In Sealos, CreateProcessor and InstallProcessor are two different Processors, used to create clusters and install clusters respectively. They implement the processor.Processor interface, which defines the basic methods required to perform cluster deployment. Each Processor contains a series of Pipelines, and each Pipeline contains a series of functions, which are used to perform specific deployment operations.

In CreateProcessor, the GetPipeLine() function returns a list containing the Pipeline required to create the cluster. This list includes some basic operations, such as checking whether the cluster already exists, running configuration, checking and mounting rootfs, starting bootstrap, etc. These operations will be executed in sequence, and finally the cluster creation process is completed.

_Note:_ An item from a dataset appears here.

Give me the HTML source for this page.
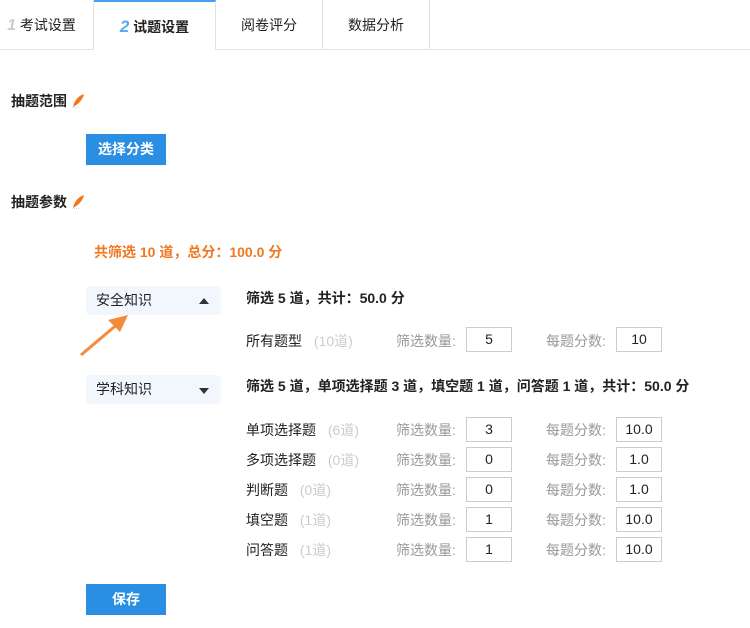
<!DOCTYPE html>
<html><head><meta charset="utf-8"><style>
*{margin:0;padding:0;box-sizing:border-box}
body{width:750px;height:628px;background:#fff;font-family:"Liberation Sans","Noto Sans CJK SC",sans-serif;font-size:13px;color:#222;position:relative;overflow:hidden}
.a{position:absolute;white-space:nowrap}
.tab{position:absolute;top:0;height:50px;border-right:1px solid #e2e2e2;border-bottom:1px solid #e2e2e2;line-height:50px;text-align:center;font-size:14px}
.b{font-weight:bold;font-size:14px}
.btn{position:absolute;background:#2a8ee2;color:#fff;font-weight:bold;text-align:center;line-height:31px;width:80px;height:31px;font-size:14px}
.box{position:absolute;width:46px;height:25px;border:1px solid #ccc;text-align:center;line-height:23px;font-size:14px}
.g{color:#999}.l{color:#ccc}
.sel{position:absolute;left:86px;width:135px;height:29px;background:#f2f6fd;border-radius:4px;line-height:29px;padding-left:10px;font-size:14px}
.tri{position:absolute;right:12px;top:12px;width:0;height:0;border-left:5px solid transparent;border-right:5px solid transparent}
.leaf{display:inline-block;vertical-align:-2px;margin-left:4px}
</style></head><body>
<div class="tab" style="left:-10px;width:104px;border-left:none"><span style="color:#ccc;font-style:italic;font-weight:bold;font-size:16px">1</span> 考试设置</div>
<div class="tab" style="left:94px;width:122px;border-bottom:none;border-top:2px solid #4a9ff0;line-height:50px;font-weight:bold"><span style="color:#5aa6f0;font-style:italic;font-size:17px">2</span> 试题设置</div>
<div class="tab" style="left:216px;width:107px">阅卷评分</div>
<div class="tab" style="left:323px;width:107px">数据分析</div>
<div class="a" style="left:430px;top:49px;width:320px;border-top:1px solid #e2e2e2"></div>

<div class="a b" style="left:11px;top:91px">抽题范围<svg class="leaf" width="14" height="15"><path d="M2 14 C3 8 7 3 13 1 C12 6 8 11 2 14Z" fill="#f07820"/><line x1="1" y1="15" x2="9" y2="15" stroke="#f7a060" stroke-width="1" stroke-dasharray="1,1"/></svg></div>
<div class="btn" style="left:86px;top:134px">选择分类</div>
<div class="a b" style="left:11px;top:192px">抽题参数<svg class="leaf" width="14" height="15"><path d="M2 14 C3 8 7 3 13 1 C12 6 8 11 2 14Z" fill="#f07820"/><line x1="1" y1="15" x2="9" y2="15" stroke="#f7a060" stroke-width="1" stroke-dasharray="1,1"/></svg></div>
<div class="a b" style="left:94px;top:242px;color:#f07820">共筛选 10 道，总分：100.0 分</div>

<div class="sel" style="top:286px">安全知识<div class="tri" style="border-bottom:6px solid #333"></div></div>
<svg class="a" style="left:76px;top:310px" width="60" height="50"><line x1="5" y1="45" x2="44" y2="12" stroke="#f58a3a" stroke-width="3"/><polygon points="52,5 32,10 44,22" fill="#f58a3a"/></svg>
<div class="sel" style="top:375px">学科知识<div class="tri" style="top:13px;border-top:6px solid #333"></div></div>

<div class="a b" style="left:246px;top:288px">筛选 5 道，共计：50.0 分</div>
<div class="a" style="left:246px;top:331px;font-size:14px">所有题型 <span class="l" style="margin-left:8px">(10道)</span></div>
<div class="a g" style="left:396px;top:331px;font-size:14px">筛选数量:</div><div class="box" style="left:466px;top:327px">5</div>
<div class="a g" style="left:546px;top:331px;font-size:14px">每题分数:</div><div class="box" style="left:616px;top:327px">10</div>

<div class="a b" style="left:246px;top:376px">筛选 5 道，单项选择题 3 道，填空题 1 道，问答题 1 道，共计：50.0 分</div>

<div class="a" style="left:246px;top:420px;font-size:14px">单项选择题 <span class="l" style="margin-left:8px">(6道)</span></div>
<div class="a g" style="left:396px;top:420px;font-size:14px">筛选数量:</div><div class="box" style="left:466px;top:417px">3</div>
<div class="a g" style="left:546px;top:420px;font-size:14px">每题分数:</div><div class="box" style="left:616px;top:417px">10.0</div>

<div class="a" style="left:246px;top:450px;font-size:14px">多项选择题 <span class="l" style="margin-left:8px">(0道)</span></div>
<div class="a g" style="left:396px;top:450px;font-size:14px">筛选数量:</div><div class="box" style="left:466px;top:447px">0</div>
<div class="a g" style="left:546px;top:450px;font-size:14px">每题分数:</div><div class="box" style="left:616px;top:447px">1.0</div>

<div class="a" style="left:246px;top:480px;font-size:14px">判断题 <span class="l" style="margin-left:8px">(0道)</span></div>
<div class="a g" style="left:396px;top:480px;font-size:14px">筛选数量:</div><div class="box" style="left:466px;top:477px">0</div>
<div class="a g" style="left:546px;top:480px;font-size:14px">每题分数:</div><div class="box" style="left:616px;top:477px">1.0</div>

<div class="a" style="left:246px;top:510px;font-size:14px">填空题 <span class="l" style="margin-left:8px">(1道)</span></div>
<div class="a g" style="left:396px;top:510px;font-size:14px">筛选数量:</div><div class="box" style="left:466px;top:507px">1</div>
<div class="a g" style="left:546px;top:510px;font-size:14px">每题分数:</div><div class="box" style="left:616px;top:507px">10.0</div>

<div class="a" style="left:246px;top:540px;font-size:14px">问答题 <span class="l" style="margin-left:8px">(1道)</span></div>
<div class="a g" style="left:396px;top:540px;font-size:14px">筛选数量:</div><div class="box" style="left:466px;top:537px">1</div>
<div class="a g" style="left:546px;top:540px;font-size:14px">每题分数:</div><div class="box" style="left:616px;top:537px">10.0</div>

<div class="btn" style="left:86px;top:584px">保存</div>
</body></html>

In InstallProcessor, the GetPipeLine() function returns a list containing the Pipeline required to install the cluster. This list contains operations similar to creating a cluster, but also includes additional operations such as upgrades, running guests, post-processing, etc. These operations will be performed sequentially to finally complete the cluster installation process.

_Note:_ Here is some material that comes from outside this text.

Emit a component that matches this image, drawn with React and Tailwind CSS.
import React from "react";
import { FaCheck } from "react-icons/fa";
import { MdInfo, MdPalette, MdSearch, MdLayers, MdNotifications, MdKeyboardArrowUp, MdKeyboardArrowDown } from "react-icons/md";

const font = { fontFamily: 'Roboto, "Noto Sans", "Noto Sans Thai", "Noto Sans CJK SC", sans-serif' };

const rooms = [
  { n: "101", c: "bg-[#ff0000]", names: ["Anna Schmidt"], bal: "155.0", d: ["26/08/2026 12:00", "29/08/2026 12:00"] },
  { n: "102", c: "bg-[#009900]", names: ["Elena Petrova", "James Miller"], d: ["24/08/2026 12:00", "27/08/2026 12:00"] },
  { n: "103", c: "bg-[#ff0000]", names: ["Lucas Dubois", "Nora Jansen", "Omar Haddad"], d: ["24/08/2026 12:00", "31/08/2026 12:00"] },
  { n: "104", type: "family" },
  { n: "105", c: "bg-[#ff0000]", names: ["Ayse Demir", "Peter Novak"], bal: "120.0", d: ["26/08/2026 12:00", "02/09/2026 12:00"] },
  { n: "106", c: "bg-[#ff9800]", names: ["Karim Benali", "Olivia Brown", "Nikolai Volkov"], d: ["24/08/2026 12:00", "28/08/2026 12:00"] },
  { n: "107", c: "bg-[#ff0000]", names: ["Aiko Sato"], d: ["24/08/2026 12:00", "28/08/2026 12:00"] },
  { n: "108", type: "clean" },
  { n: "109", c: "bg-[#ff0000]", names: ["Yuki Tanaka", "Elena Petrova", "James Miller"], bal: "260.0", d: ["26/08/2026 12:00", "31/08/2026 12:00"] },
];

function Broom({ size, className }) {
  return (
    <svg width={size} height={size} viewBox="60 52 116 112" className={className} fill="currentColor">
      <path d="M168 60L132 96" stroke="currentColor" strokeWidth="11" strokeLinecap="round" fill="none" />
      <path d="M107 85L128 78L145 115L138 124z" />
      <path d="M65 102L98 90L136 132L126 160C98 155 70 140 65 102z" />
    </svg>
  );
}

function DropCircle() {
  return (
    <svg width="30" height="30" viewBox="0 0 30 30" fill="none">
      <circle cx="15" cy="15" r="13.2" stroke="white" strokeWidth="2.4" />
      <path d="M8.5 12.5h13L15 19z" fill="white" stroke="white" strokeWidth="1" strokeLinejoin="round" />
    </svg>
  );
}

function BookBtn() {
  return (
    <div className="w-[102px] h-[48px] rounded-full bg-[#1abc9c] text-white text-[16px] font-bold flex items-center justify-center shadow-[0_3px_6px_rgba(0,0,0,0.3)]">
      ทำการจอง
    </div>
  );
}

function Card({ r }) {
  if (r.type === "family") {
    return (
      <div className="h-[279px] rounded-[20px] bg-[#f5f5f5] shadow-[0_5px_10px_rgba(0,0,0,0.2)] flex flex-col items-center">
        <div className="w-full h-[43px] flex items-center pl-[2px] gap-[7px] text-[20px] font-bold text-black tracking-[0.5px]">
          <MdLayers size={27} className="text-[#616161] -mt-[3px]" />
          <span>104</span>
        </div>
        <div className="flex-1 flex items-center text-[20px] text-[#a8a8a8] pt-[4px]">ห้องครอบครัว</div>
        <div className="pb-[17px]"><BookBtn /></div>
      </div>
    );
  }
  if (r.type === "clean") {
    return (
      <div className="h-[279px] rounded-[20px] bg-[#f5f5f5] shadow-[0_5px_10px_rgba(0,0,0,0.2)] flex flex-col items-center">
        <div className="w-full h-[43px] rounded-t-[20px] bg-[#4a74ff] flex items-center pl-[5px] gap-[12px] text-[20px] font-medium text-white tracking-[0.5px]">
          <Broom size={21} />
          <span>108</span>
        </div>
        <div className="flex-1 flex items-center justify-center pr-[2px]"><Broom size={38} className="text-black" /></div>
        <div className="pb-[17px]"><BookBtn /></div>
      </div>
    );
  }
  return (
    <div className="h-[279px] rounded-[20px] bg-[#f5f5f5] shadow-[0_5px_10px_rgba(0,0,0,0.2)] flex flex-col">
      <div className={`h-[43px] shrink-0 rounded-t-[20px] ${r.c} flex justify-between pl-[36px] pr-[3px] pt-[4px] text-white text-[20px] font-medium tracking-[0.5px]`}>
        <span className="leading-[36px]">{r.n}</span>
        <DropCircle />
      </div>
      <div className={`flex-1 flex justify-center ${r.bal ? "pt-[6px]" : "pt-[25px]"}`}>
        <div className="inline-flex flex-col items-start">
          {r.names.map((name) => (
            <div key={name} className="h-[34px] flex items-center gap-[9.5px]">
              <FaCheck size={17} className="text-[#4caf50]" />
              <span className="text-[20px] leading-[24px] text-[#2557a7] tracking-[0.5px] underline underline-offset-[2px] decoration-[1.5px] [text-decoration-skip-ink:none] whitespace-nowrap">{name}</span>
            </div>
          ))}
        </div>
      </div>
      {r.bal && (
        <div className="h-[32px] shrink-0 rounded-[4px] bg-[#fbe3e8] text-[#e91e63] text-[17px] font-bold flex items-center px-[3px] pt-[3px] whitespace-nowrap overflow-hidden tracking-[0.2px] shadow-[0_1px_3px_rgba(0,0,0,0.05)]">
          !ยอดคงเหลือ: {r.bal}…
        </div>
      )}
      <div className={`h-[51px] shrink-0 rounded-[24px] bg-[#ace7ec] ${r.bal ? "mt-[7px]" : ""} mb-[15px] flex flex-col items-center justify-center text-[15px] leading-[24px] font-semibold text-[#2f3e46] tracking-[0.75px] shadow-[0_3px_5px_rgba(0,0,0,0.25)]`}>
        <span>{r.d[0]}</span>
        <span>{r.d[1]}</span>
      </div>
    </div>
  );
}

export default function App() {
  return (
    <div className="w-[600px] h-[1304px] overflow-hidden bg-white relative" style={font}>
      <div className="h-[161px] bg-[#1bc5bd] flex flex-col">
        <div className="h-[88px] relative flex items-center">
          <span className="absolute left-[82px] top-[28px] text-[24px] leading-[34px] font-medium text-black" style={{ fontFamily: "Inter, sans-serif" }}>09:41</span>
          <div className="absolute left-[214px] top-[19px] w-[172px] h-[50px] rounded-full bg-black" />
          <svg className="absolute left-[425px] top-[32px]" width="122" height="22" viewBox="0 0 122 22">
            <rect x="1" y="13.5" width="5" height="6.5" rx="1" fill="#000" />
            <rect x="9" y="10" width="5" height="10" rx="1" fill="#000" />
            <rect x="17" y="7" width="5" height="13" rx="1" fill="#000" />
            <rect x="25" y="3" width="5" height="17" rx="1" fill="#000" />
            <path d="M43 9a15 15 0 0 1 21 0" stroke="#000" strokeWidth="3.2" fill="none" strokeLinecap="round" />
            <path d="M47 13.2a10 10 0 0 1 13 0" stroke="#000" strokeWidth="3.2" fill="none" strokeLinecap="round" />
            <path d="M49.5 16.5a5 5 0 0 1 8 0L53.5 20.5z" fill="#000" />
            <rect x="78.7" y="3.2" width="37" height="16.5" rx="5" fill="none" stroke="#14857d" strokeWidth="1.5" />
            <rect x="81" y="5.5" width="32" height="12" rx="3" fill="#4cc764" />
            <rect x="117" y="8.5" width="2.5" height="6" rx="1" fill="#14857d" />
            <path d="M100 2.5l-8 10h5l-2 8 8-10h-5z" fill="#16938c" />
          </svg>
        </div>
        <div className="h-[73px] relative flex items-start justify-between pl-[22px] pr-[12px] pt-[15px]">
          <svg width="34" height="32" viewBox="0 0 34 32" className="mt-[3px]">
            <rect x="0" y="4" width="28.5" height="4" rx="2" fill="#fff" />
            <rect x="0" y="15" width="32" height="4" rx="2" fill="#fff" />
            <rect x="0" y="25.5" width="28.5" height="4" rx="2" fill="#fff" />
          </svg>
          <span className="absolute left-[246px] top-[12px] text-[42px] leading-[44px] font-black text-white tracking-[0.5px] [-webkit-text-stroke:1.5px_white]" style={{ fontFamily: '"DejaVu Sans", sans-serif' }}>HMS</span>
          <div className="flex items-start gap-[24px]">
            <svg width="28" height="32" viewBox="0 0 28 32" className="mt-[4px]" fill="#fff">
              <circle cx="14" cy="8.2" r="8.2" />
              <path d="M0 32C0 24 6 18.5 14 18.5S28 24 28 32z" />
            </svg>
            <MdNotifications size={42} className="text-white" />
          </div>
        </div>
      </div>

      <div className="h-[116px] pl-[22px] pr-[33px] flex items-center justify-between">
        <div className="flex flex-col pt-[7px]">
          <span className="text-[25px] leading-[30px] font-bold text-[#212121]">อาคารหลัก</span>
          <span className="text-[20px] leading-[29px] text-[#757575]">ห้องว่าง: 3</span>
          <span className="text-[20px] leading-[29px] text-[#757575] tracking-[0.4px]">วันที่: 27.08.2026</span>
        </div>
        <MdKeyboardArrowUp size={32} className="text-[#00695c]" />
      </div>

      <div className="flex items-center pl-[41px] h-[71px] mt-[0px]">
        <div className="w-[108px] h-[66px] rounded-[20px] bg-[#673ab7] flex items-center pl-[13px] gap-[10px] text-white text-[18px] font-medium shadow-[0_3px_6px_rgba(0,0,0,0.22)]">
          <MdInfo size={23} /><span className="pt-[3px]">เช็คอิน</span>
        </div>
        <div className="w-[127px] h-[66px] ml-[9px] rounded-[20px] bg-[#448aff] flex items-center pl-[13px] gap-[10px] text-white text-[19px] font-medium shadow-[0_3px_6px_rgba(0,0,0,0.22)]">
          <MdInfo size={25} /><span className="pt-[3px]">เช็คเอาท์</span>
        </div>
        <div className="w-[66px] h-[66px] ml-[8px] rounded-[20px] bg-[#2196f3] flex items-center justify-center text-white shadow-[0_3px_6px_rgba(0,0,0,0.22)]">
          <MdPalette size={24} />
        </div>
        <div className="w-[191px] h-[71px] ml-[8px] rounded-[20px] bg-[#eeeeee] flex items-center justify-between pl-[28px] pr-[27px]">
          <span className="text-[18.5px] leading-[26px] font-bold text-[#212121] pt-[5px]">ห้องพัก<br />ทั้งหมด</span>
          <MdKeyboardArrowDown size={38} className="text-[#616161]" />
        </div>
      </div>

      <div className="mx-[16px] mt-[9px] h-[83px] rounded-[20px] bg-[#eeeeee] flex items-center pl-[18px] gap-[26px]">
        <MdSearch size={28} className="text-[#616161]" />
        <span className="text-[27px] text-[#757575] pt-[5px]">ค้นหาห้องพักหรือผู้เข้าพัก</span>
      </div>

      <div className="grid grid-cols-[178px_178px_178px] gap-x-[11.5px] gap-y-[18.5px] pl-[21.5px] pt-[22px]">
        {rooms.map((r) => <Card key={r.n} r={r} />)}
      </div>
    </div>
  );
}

From a functional point of view, CreateProcessor is more focused on creating a cluster, while InstallProcessor is more focused on installing a cluster. In fact, in Sealos, there is not much difference between the two Processors, they both contain the same Pipeline and operations. The only difference is that they are used in different scenarios.

pipeline is mainly divided into the following steps:

1. Check: Check the host of the cluster, including whether the IP can be accessed, whether the host is a Linux system, whether the user is root, etc.

2. PreProcess: Responsible for image preprocessing operations before cluster deployment, mainly using the image.Manager object to process images. Here, the image will be pulled, format checked, and mounted to rootfs.

3. RunConfig: Export the working container in the cluster status into a configuration in yaml format and persist it to the host’s file system.

   func (c *InstallProcessor) RunConfig(_ *v2.Cluster) error {
   if len(c.NewMounts) == 0 {
   return nil
   }
   eg, _ := errgroup.WithContext(context.Background())
   for _, cManifest := range c.NewMounts {
   manifest := cManifest
   eg.Go(func() error {
   cfg := config.NewConfiguration(manifest.ImageName, manifest.MountPoint, c.ClusterFile.GetConfigs())
   return cfg.Dump()
   })
   }
   return eg.Wait()
   }
   

   The function of RunConfig is to export the working container in the cluster status into a configuration in yaml format and persist it to the host’s file system. When the function is executed, the configuration of the working container will be exported into a Config object, and then the config.Dump() function will be used to serialize the Config object into YAML format and write it to the specified file. In Sealos, the RunConfig function is mainly used to generate configuration files for Kubernetes clusters. These configuration files are used to persist the state of the cluster.

   rootfs → Clusterfile

   func (c *Dumper) Dump() error {
   if len(c.Configs) == 0 {
   logger.Debug("clusterfile config is empty!")
   return nil
   }
   
   if err := c.WriteFiles(); err != nil {
   return fmt.Errorf("failed to write config files %v", err)
   }
   return nil
   }
   
   func (c *Dumper) WriteFiles() (err error) {
   for _, config := range c.Configs {
   if config.Spec.Match != "" && config.Spec.Match != c.name {
   continue
   }
   configData := []byte(config.Spec.Data)
   configPath := filepath.Join(c.RootPath, config.Spec.Path)
   //only the YAML format is supported
   switch config.Spec.Strategy {
   case v1beta1.Merge:
   configData, err = getMergeConfigData(configPath, configData)
   if err != nil {
   return err
   }
   case v1beta1.Insert:
   configData, err = getAppendOrInsertConfigData(configPath, configData, true)
   if err != nil {
   return err
   }
   case v1beta1.Append:
   configData, err = getAppendOrInsertConfigData(configPath, configData, false)
   if err != nil {
   return err
   }
   case v1beta1.Override:
   }
   err = file.WriteFile(configPath, configData)
   if err != nil {
   return fmt.Errorf("write config file failed %v", err)
   }
   }
   
   return nil
   }
   

   The Dump() function is a method for writing cluster configuration to a file. The function first checks if the configuration is empty. If not empty, it will call the WriteFiles() method, which will write files for each profile. If no error occurred, nil is returned. If an error occurs, an error is returned.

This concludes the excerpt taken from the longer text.